The net effect of such Court rulings and these red-state laws is to subjugate a group of people and encourage them to live in fear. It’s an adaptable strategy—just look east from Texas to Florida, where the so-called “don’t say gay” bill has drawn criticism from many corners.
That bill prohibits education about sexual orientation and gender identities until the third grade. After that, it must be “age-appropriate,” with no precise definition of what that means.
The GOP has couched these bills in “anti-pedophile” rhetoric, asserting that because children are vulnerable, these extra steps must be taken to protect them. Children who are going to be gay will be gay no matter where they get taught, but with these bills, they, and multiple groups of people, will be humiliated. Many teachers will not be able to be themselves—some have been fired for being LGBTQ educators in Florida and Texas (where there isn’t even legislation yet)—and children’s minds will be shrouded in ignorance and hand-me-down hatred.
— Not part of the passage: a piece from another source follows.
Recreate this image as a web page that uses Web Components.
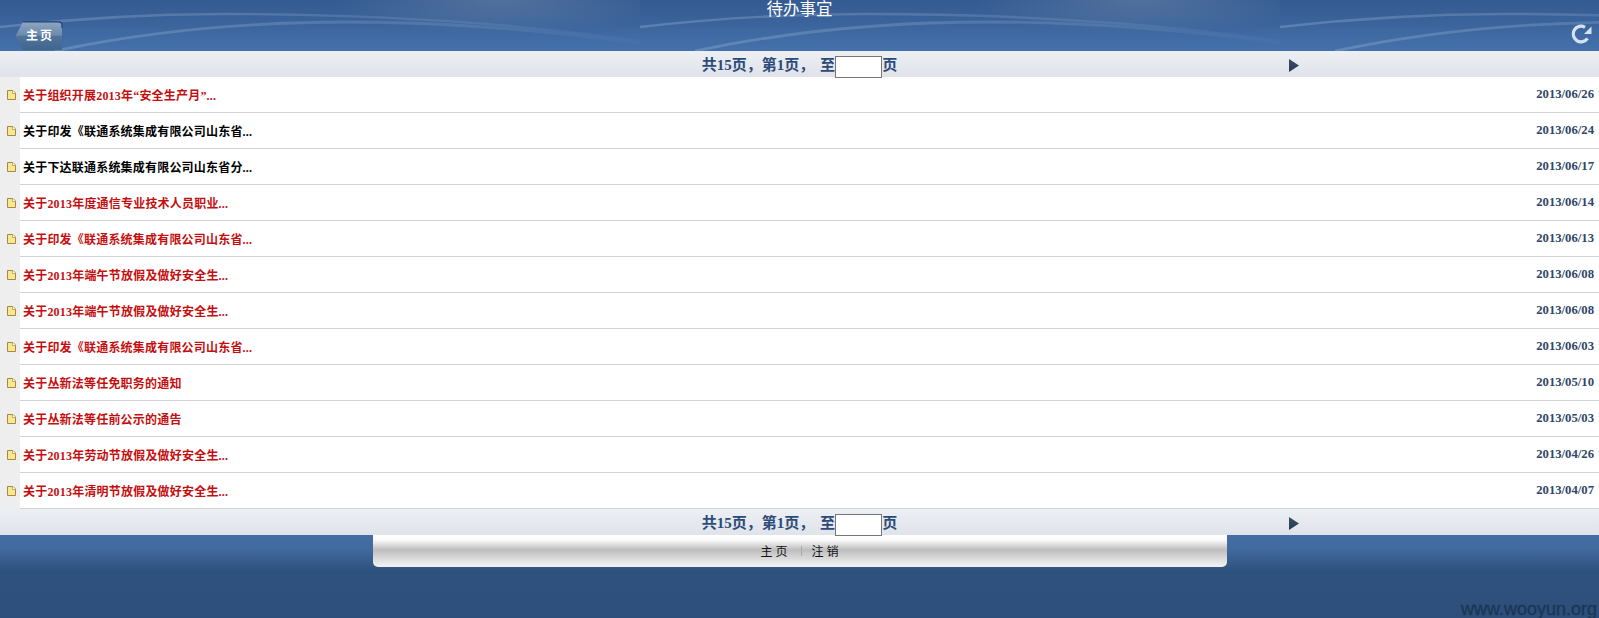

Similar bills are circulating. In Louisiana, pending bills would bar educators from discussing their sexuality with students up to the 12th grade. Alabama lawmakers tacked similar provisions onto an anti-transgender piece of legislation, another tool in the strategy gaining traction among red states.
These bills spur hatred and sow seeds of division in an already dangerously divided nation. They are a successor to Jim Crow laws that reinforced swaths of white people in believing that Black people were not worthy of humane treatment, much less a vote. The current campaign for them is not just political strategy; it’s also a coordinated attempt to maintain the power of subjugation.